Personal information
- Full name: Thomas Jefferson Riley
- Born: 16 January 1880 Dargo, Victoria
- Died: 1 March 1954 (aged 74) Murrumbeena, Victoria
- Original team: Warriors

Playing career^{1}
- Years: Club / Games (Goals)
- 1909: St Kilda / 1 (0)
- ^{1} Playing statistics correct to the end of 1909.

= Jeff Riley =

Australian rules footballer

Thomas Jefferson Riley (16 January 1880 – 1 March 1954) was an Australian rules footballer who played with St Kilda in the Victorian Football League (VFL).

==Family==
The son of Samuel Thompson Riley (c.1829-1905), and Jane Riley (c.1840-1912), née Hughes, Thomas Jefferson Riley was born at Dargo, Victoria on 16 January 1880.

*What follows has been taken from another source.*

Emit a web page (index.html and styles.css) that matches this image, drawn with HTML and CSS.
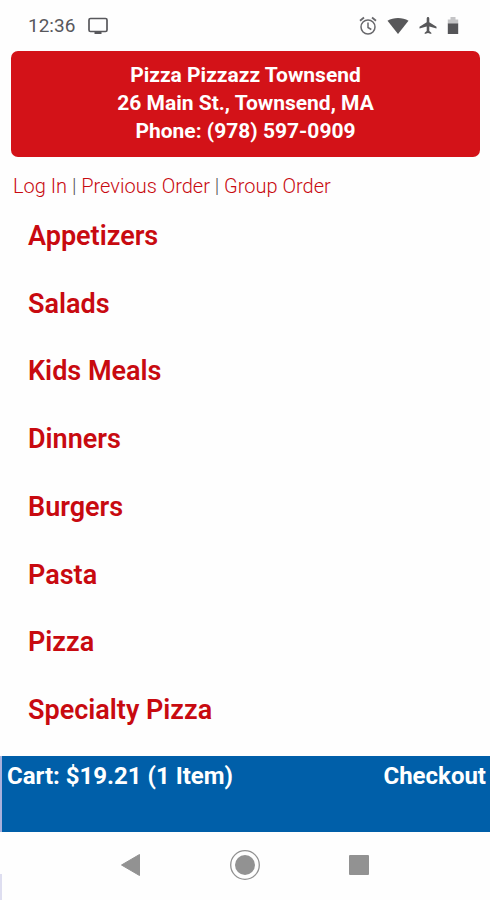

He married Edith Selina Collins (1881-1946) in 1902.

==Football==
Cleared to St Kilda from the Warrior Football Club in the Goldfields Football League on 26 May 1909. he played his only senior VFL game, against Geelong on 5 June 1909.
Geoffrey [sic] Riley from the Warriors, Western Australia, will most likely be seen in St. Kilda colours shortly. He showed excellent form at practice recently and as he obtained his permit on Wednesday evening, his appearance on St. Kilda's defence lines is only a matter of time. He is a farmer at Berwick and ploughing and other manual labour is helping to get him into condition while a football is on hand to bring him up to the standard in handling the ball. He was acknowledged as a champion in Western Australia.
            The Argus, 28 May 1909.
Riley, who recently obtained a transfer from "The Warriors", Western Australia, will probably appear [for St Kilda] on the half-back line [against Geelong, tomorrow]. He is a farmer at Berwick, and is the owner of a traction-engine and chaff-cutting plant. Crops are growing and the chaff is all cut, so Riley feels he can devote some spare time to football.
            The Argus, 4 June 1909.

==Politics==
He was President of the Carnegie Ratepayers' Association (in 1919), and was elected to the Caulfield City Council in 1922.

He was the Liberal candidate for the Victorian Legislative Assembly's seat of Oakleigh in 1927.

He was the President of the Old Westralians Association in 1929.

==Death==
He died on 1 March 1954 at Murrumbeena, Victoria.